Findings suggest oasis landscapes are 5 °C warmer on average, concerning surface temperatures, than mesic landscapes. The xeric landscape was 1 °C warmer than the mesic and oasis landscapes over the hardscapes. Additionally, the vegetated surfaces for the xeric landscape were 7 °C warmer than the mesic and oasis landscapes.

The findings regarding the wind speed differences are inconclusive as wind speed inherently depends on a range of factors. Since this study utilized actual landscapes, various factors were beyond control, including the orientation of the buildings and the trees’ geometry in the landscape (tree height and building height). Therefore, findings such as those for mesic landscapes, with tall trees (height-5–10 m), demonstrating lower wind speeds, especially between buildings and trees, remain inherently flawed. Future studies can focus on devising an experiment using inputs from the study in a hypothetical neighborhood with constant geometrical parameters to understand the wind speed variations.

Overall, the mesic landscape induced a cooling effect. However, the surfaces between buildings were 2 °C warmer than the surrounding area at noon, indicating heat-trapping. On the other hand, the oasis landscape showed a 2 °C lower air temperature than the mesic landscape at the peak daytime. However, the oasis landscape showed a nighttime air temperature similar to that of the xeric landscape.

The potential evapotranspiration of the mesic landscape was highest, followed by the oasis and xeric landscapes.
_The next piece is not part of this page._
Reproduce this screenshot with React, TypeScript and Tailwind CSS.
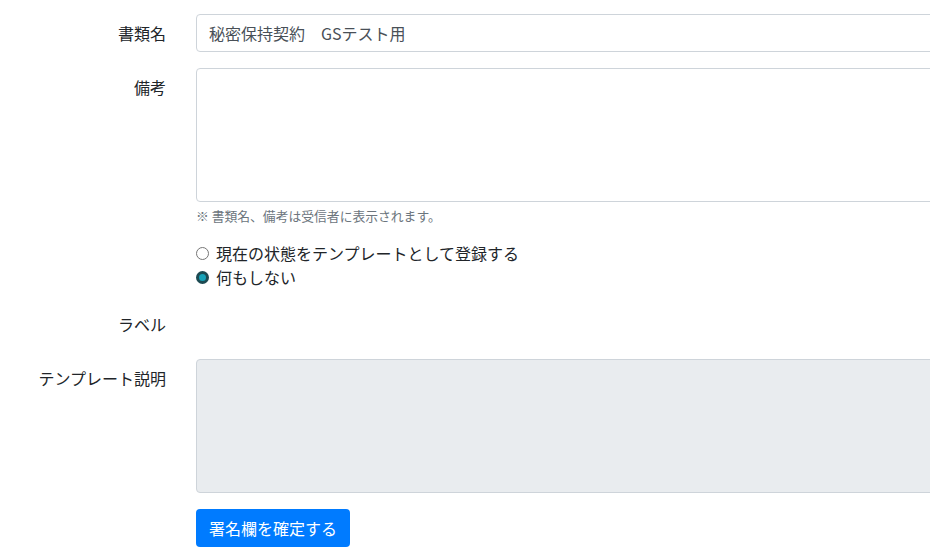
import React from 'react';

const font = { fontFamily: '"Noto Sans CJK JP", "Noto Sans", sans-serif' };

function Row({ label, children }: { label: string; children?: React.ReactNode }) {
  return (
    <div className="flex gap-[30px] mb-4">
      <label className="w-[166px] flex-none text-right pt-[7px] leading-6 text-[16px] text-[#212529]">
        {label}
      </label>
      <div className="flex-none w-[800px] min-h-[38px]">{children}</div>
    </div>
  );
}

function Radio({ checked, label }: { checked?: boolean; label: string }) {
  return (
    <div className="flex items-center h-6 gap-[7px]">
      {checked ? (
        <span className="w-[13px] h-[13px] rounded-full border-[3px] border-[#1d4a52] bg-[#17a2b8]" />
      ) : (
        <span className="w-[13px] h-[13px] rounded-full border border-[#767676] bg-white" />
      )}
      <span className="text-[16px] text-[#212529] leading-6">{label}</span>
    </div>
  );
}

export default function App() {
  return (
    <div className="w-full h-[550px] overflow-hidden bg-white pt-[14px]" style={font}>
      <Row label="書類名">
        <div className="h-[38px] border border-[#ced4da] rounded-[4px] px-3 flex items-center text-[16px] text-[#495057]">
          秘密保持契約　GSテスト用
        </div>
      </Row>

      <div className="flex gap-[30px] mb-4">
        <label className="w-[166px] flex-none text-right pt-[7px] leading-6 text-[16px] text-[#212529]">
          備考
        </label>
        <div className="flex-none w-[800px]">
          <div className="h-[134px] border border-[#ced4da] rounded-[4px]" />
          <p className="mt-1 text-[12.8px] leading-[19px] text-[#6c757d]">※ 書類名、備考は受信者に表示されます。</p>
        </div>
      </div>

      <div className="flex gap-[30px] mb-4">
        <div className="w-[166px] flex-none" />
        <div className="flex-none">
          <Radio label="現在の状態をテンプレートとして登録する" />
          <Radio checked label="何もしない" />
        </div>
      </div>

      <Row label="ラベル" />

      <Row label="テンプレート説明">
        <div className="h-[134px] border border-[#ced4da] rounded-[4px] bg-[#e9ecef]" />
      </Row>

      <div className="flex gap-[30px]">
        <div className="w-[166px] flex-none" />
        <button className="h-[38px] px-[13px] rounded-[4px] bg-[#007bff] text-white text-[16px] leading-6">
          署名欄を確定する
        </button>
      </div>
    </div>
  );
}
The oasis landscape shows, on average, a 0.1 mm/h reduction in the depth of irrigation. The xeric landscape reports the lowest depth for irrigation.

To conclude, the oasis landscape contributes to maximum daytime cooling along with lower irrigation water requirements when compared to the mesic landscape. The xeric landscape saves irrigation water; however, it does not promise outdoor thermal comfort, including reduced air temperature or dense shading.